It’s Tomb Sweeping Day (清明节 / qīng míng jié), the time when families go maintain their ancestors’ graves and burn offerings to them. See the links at the bottom for more about Tomb Sweeping Day and the tradition of burning spirit money. These photos are from around our neighbourhood tonight.
According to one of our Chinese tutors, who has a law degree and teaches at Tianda for her day job, among Tianjin’s new April enforcement of previously unenforced laws (like spitting and bikes going through red lights) is a crackdown on street vendors. That includes the little wheelie carts selling spirit money and a surprising variety of other paper offerings.
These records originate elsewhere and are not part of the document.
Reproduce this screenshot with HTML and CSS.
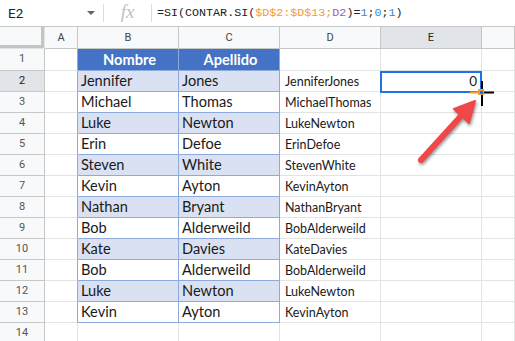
FILE: index.html
```html
<!DOCTYPE html>
<html lang="es">
<head>
    <meta charset="UTF-8">
    <title>CONTAR.SI</title>
    <link rel="stylesheet" href="styles.css">
</head>
<body>
    <div class="fbar">
        <div class="namebox">E2<span class="drop"></span></div>
        <div class="fx">fx</div>
        <div class="formula">=SI(CONTAR.SI(<span class="rng">$D$2:$D$13;</span><span class="ref">D2</span>)=<span class="num">1</span>;<span class="num">0</span>;<span class="num">1</span>)</div>
    </div>

    <div class="sheet">
        <div class="grid">
            <div class="corner"></div>
            <div class="colh">A</div>
            <div class="colh">B</div>
            <div class="colh">C</div>
            <div class="colh">D</div>
            <div class="colh sel">E</div>
            <div class="colh"></div>

            <div class="rowh">1</div>
            <div class="c ca"></div>
            <div class="c t th">Nombre</div>
            <div class="c t th">Apellido</div>
            <div class="c"></div>
            <div class="c"></div>
            <div class="c"></div>
        </div>
        <div class="grid" id="rows"></div>

        <div class="selbox"></div>
        <svg class="cursor" width="30" height="30" viewBox="0 0 30 30">
            <rect x="8" y="8" width="6" height="6" fill="#f29b38"/>
            <rect x="10" y="10" width="3" height="3" fill="#1a73e8"/>
            <line x1="0" y1="11.5" x2="8" y2="11.5" stroke="#f29b38" stroke-width="2"/>
            <line x1="14" y1="11.5" x2="24" y2="11.5" stroke="#000" stroke-width="2"/>
            <line x1="12" y1="0" x2="12" y2="8" stroke="#000" stroke-width="2"/>
            <line x1="12" y1="14" x2="12" y2="25" stroke="#000" stroke-width="2"/>
        </svg>
        <svg class="arrow" width="80" height="80" viewBox="410 92 80 80">
            <line x1="421" y1="160" x2="462" y2="115" stroke="#f04848" stroke-width="6" stroke-linecap="round"/>
            <polygon points="475,101 469,123 454,109" fill="#f04848" stroke="#f04848" stroke-width="2" stroke-linejoin="round"/>
        </svg>
    </div>

    <script>
        var data=[["Jennifer","Jones"],["Michael","Thomas"],["Luke","Newton"],["Erin","Defoe"],
            ["Steven","White"],["Kevin","Ayton"],["Nathan","Bryant"],["Bob","Alderweild"],
            ["Kate","Davies"],["Bob","Alderweild"],["Luke","Newton"],["Kevin","Ayton"]];
        var rows=document.getElementById("rows");
        var html="";
        for(var i=0;i<data.length;i++){
            var band=i%2==0?" band":"";
            var last=i==data.length-1?" last":"";
            html+='<div class="rowh'+(i==0?' sel':'')+'">'+(i+2)+'</div>';
            html+='<div class="c ca"></div>';
            html+='<div class="c t'+band+last+'">'+data[i][0]+'</div>';
            html+='<div class="c t'+band+last+'">'+data[i][1]+'</div>';
            html+='<div class="c d">'+data[i][0]+data[i][1]+'</div>';
            html+='<div class="c e">'+(i==0?'0':'')+'</div>';
            html+='<div class="c"></div>';
        }
        html+='<div class="rowh">14</div><div class="c"></div><div class="c"></div><div class="c"></div><div class="c"></div><div class="c"></div><div class="c"></div>';
        rows.innerHTML=html;
    </script>
</body>
</html>
```

FILE: styles.css
```css
*{
    margin: 0;
    padding: 0;
    box-sizing: border-box;
}
body{
    width: 515px;
    height: 341px;
    overflow: hidden;
    background: #fff;
    font-family: Roboto, "Liberation Sans", sans-serif;
}
.fbar{
    height: 27px;
    border-bottom: 1px solid #c7c7c7;
    display: flex;
    align-items: center;
}
.namebox{
    width: 104px;
    height: 18px;
    padding-left: 8px;
    font-size: 13.5px;
    line-height: 18px;
    color: #202124;
    border-right: 1px solid #dadce0;
    position: relative;
}
.drop{
    position: absolute;
    left: 87px;
    top: 7px;
    border-left: 4px solid transparent;
    border-right: 4px solid transparent;
    border-top: 4px solid #5f6368;
}
.fx{
    width: 48px;
    height: 18px;
    border-right: 1px solid #dadce0;
    text-align: center;
    font-family: "Liberation Serif", serif;
    font-style: italic;
    font-size: 19px;
    line-height: 16px;
    color: #c0c0c0;
}
.formula{
    padding-left: 5px;
    font-family: "Liberation Mono", monospace;
    font-size: 11.7px;
    color: #202124;
}
.formula .rng{ color: #f29b38; }
.formula .ref{ color: #a35bb5; }
.formula .num{ color: #3d7fe0; }

.sheet{
    position: relative;
}
.grid{
    display: grid;
    grid-template-columns: 45px 33px 101px 101px 101px 101px 33px;
    grid-template-rows: 22px 22px;
    grid-auto-rows: 21px;
}
#rows{
    grid-template-rows: none;
}
.grid > div{
    border-right: 1px solid #e2e3e3;
    border-bottom: 1px solid #e2e3e3;
    white-space: nowrap;
    overflow: hidden;
}
.corner{
    background: #f8f9fa;
    box-shadow: inset -3px -3px 0 #c4c4c4;
}
.grid > .colh{
    background: #f8f9fa;
    border-right-color: #c7c7c7;
    border-bottom-color: #c7c7c7;
    text-align: center;
    font-size: 11px;
    line-height: 22px;
    color: #444;
}
.grid > .rowh{
    background: #f8f9fa;
    border-right-color: #c7c7c7;
    border-bottom-color: #c7c7c7;
    text-align: center;
    font-size: 11px;
    line-height: 20px;
    color: #555;
}
.grid > .sel{
    background: #e1e5ea;
    color: #222;
}
.grid > .ca{
    border-right-color: #8ea9db;
}
.c{
    font-family: Lato, "Liberation Sans", sans-serif;
    color: #1a1a1a;
}
.grid > .t{
    border-right-color: #8ea9db;
    border-bottom-color: #8ea9db;
    padding-left: 3px;
    font-size: 14.6px;
    line-height: 20px;
}
.grid > .th{
    background: #4472c4;
    color: #fff;
    font-weight: bold;
    text-align: center;
    line-height: 21px;
}
.band{
    background: #d9e1f2;
}
.d{
    padding-left: 5px;
    font-size: 12.5px;
    line-height: 22px;
}
.e{
    text-align: right;
    padding-right: 4px;
    font-size: 13.5px;
    line-height: 20px;
}
.selbox{
    position: absolute;
    left: 380px;
    top: 44px;
    width: 102px;
    height: 22px;
    border: 2px solid #1a73e8;
}
.cursor{
    position: absolute;
    left: 470px;
    top: 54px;
}
.arrow{
    position: absolute;
    left: 410px;
    top: 65px;
    filter: drop-shadow(1px 2px 1.5px rgba(0,0,0,0.4));
}
```
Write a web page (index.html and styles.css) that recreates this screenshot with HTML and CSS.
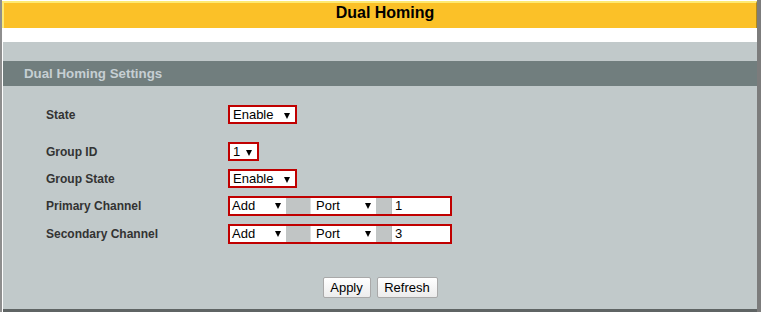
FILE: index.html
```html
<!DOCTYPE html>
<html lang="en">
<head>
    <meta charset="UTF-8">
    <title>Dual Homing</title>
    <link rel="stylesheet" href="styles.css">
</head>
<body>
    <div class="frame">
        <div class="topbar">Dual Homing</div>

        <div class="panel">
            <div class="panel-title">Dual Homing Settings</div>

            <!-- settings rows -->
            <div class="form">
                <div class="row row-state">
                    <span class="label">State</span>
                    <span class="sel sel-enable">Enable<i class="arrow"></i></span>
                </div>
                <div class="row">
                    <span class="label">Group ID</span>
                    <span class="sel sel-id">1<i class="arrow"></i></span>
                </div>
                <div class="row">
                    <span class="label">Group State</span>
                    <span class="sel sel-enable">Enable<i class="arrow"></i></span>
                </div>
                <div class="row row-tall">
                    <span class="label">Primary Channel</span>
                    <span class="channel">
                        <span class="cell cell-add">Add<i class="arrow"></i></span>
                        <span class="gap gap-wide"></span>
                        <span class="cell cell-port">Port<i class="arrow"></i></span>
                        <span class="gap"></span>
                        <span class="cell cell-input">1</span>
                    </span>
                </div>
                <div class="row">
                    <span class="label">Secondary Channel</span>
                    <span class="channel">
                        <span class="cell cell-add">Add<i class="arrow"></i></span>
                        <span class="gap gap-wide"></span>
                        <span class="cell cell-port">Port<i class="arrow"></i></span>
                        <span class="gap"></span>
                        <span class="cell cell-input">3</span>
                    </span>
                </div>
            </div>

            <div class="actions">
                <button type="button" class="btn btn-apply">Apply</button>
                <button type="button" class="btn btn-refresh">Refresh</button>
            </div>
        </div>
    </div>
</body>
</html>
```

FILE: styles.css
```css
/* base */
body {
    margin: 0;
    background: #fff;
    font-family: "Liberation Sans", Arial, sans-serif;
}

/* outer frame */
.frame {
    width: 761px;
    height: 312px;
    box-sizing: border-box;
    border-left: 2px solid #8e8e8e;
    border-right: 4px solid #7c7c7c;
    overflow: hidden;
}

/* yellow title bar */
.topbar {
    margin-top: 1px;
    height: 27px;
    box-sizing: border-box;
    padding-left: 10px;
    border-top: 2px solid #fdea74;
    border-left: 2px solid #fdea74;
    border-right: 1px solid #b08a1c;
    background: #fbc128;
    line-height: 20px;
    text-align: center;
    font-size: 16px;
    font-weight: bold;
    color: #000;
}

/* grey panel */
.panel {
    margin: 14px 0 0 1px;
    height: 270px;
    box-sizing: border-box;
    padding-top: 19px;
    background: #c1c9ca;
    border-bottom: 3px solid #5f6464;
}

.panel-title {
    height: 25px;
    line-height: 25px;
    padding-left: 21px;
    background: #717e7e;
    color: #c6cfd3;
    font-size: 13.3px;
    font-weight: bold;
}

.form {
    padding-top: 15px;
}

.row {
    display: grid;
    grid-template-columns: 182px auto;
    align-items: center;
    height: 27px;
    padding-left: 43px;
}

.row-state {
    margin-bottom: 10px;
}

.row-tall {
    height: 28px;
}

.label {
    font-size: 12px;
    font-weight: bold;
    color: #333;
}

/* fake selects */
.sel {
    position: relative;
    display: block;
    height: 19px;
    box-sizing: border-box;
    border: 2px solid #c00000;
    background: #fff;
    padding-left: 3px;
    font-size: 13px;
    line-height: 15px;
    color: #000;
}

.sel-enable { width: 69px; }
.sel-id { width: 31px; }

.arrow {
    position: absolute;
    top: 6px;
    right: 5px;
    width: 0;
    height: 0;
    border-left: 3.5px solid transparent;
    border-right: 3.5px solid transparent;
    border-top: 6px solid #000;
}

/* channel composite */
.channel {
    display: flex;
    width: 224px;
    height: 20px;
    box-sizing: border-box;
    border: 2px solid #c00000;
    background: #fff;
}

.cell {
    position: relative;
    display: block;
    height: 16px;
    box-sizing: border-box;
    font-size: 13px;
    line-height: 16px;
    color: #000;
    background: #fff;
}

.cell-add { width: 56px; padding-left: 2px; }
.cell-port { width: 66px; padding-left: 5px; border-left: 1px solid #dcdfdf; }
.cell-input { flex: 1; padding-left: 3px; border-left: 1px solid #b8bcbc; }

.cell .arrow { top: 5px; }

.gap {
    width: 15px;
    background: #c1c5c5;
}

.gap-wide {
    width: 24px;
}

/* buttons */
.actions {
    display: flex;
    justify-content: center;
    gap: 6px;
    margin-top: 30px;
}

.btn {
    height: 21px;
    box-sizing: border-box;
    padding: 0;
    border: 1px solid #a9a9a9;
    border-radius: 2px;
    background: linear-gradient(#ffffff, #ececec);
    font-family: "Liberation Sans", Arial, sans-serif;
    font-size: 13px;
    color: #000;
}

.btn-apply { width: 48px; }
.btn-refresh { width: 61px; }
```
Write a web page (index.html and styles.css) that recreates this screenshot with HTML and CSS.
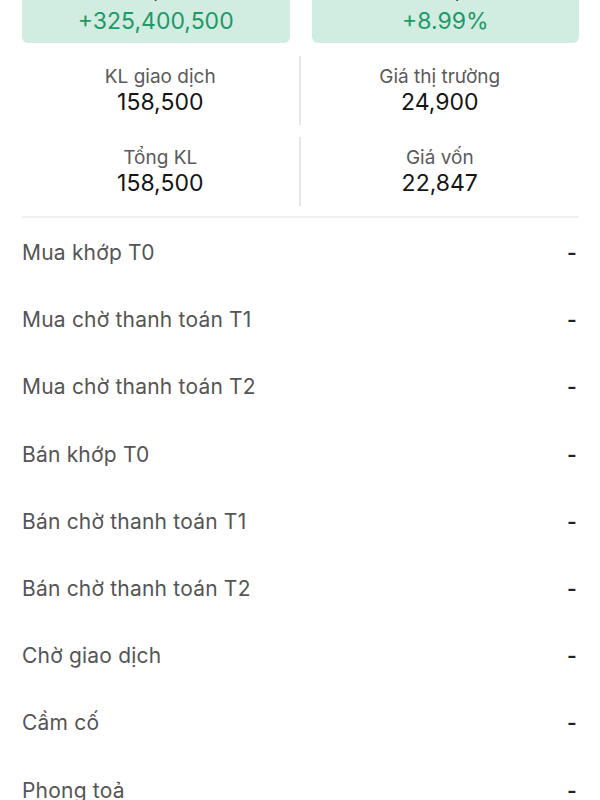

Burning paper money in the street is not illegal, according to our tutor, but it is discouraged and in some cases grudgingly accommodated (see the propaganda posters in this post). Selling the spirit money, however, is illegal, and apparently they’ve had the obligatory news stories of vendors getting raided, etc.
If they stop letting bikes go through red lights (traffic has been noticeably changing) I’m going to be bummed. I have a couple language school buddies who’ve developed a whole set of terms a la CHiPS for essential bike rider maneuvers in Tianjin traffic. Looks like our days of no-rules, every-person-for-themselves, in-the-way-means-right-of-way bike riding might be numbered.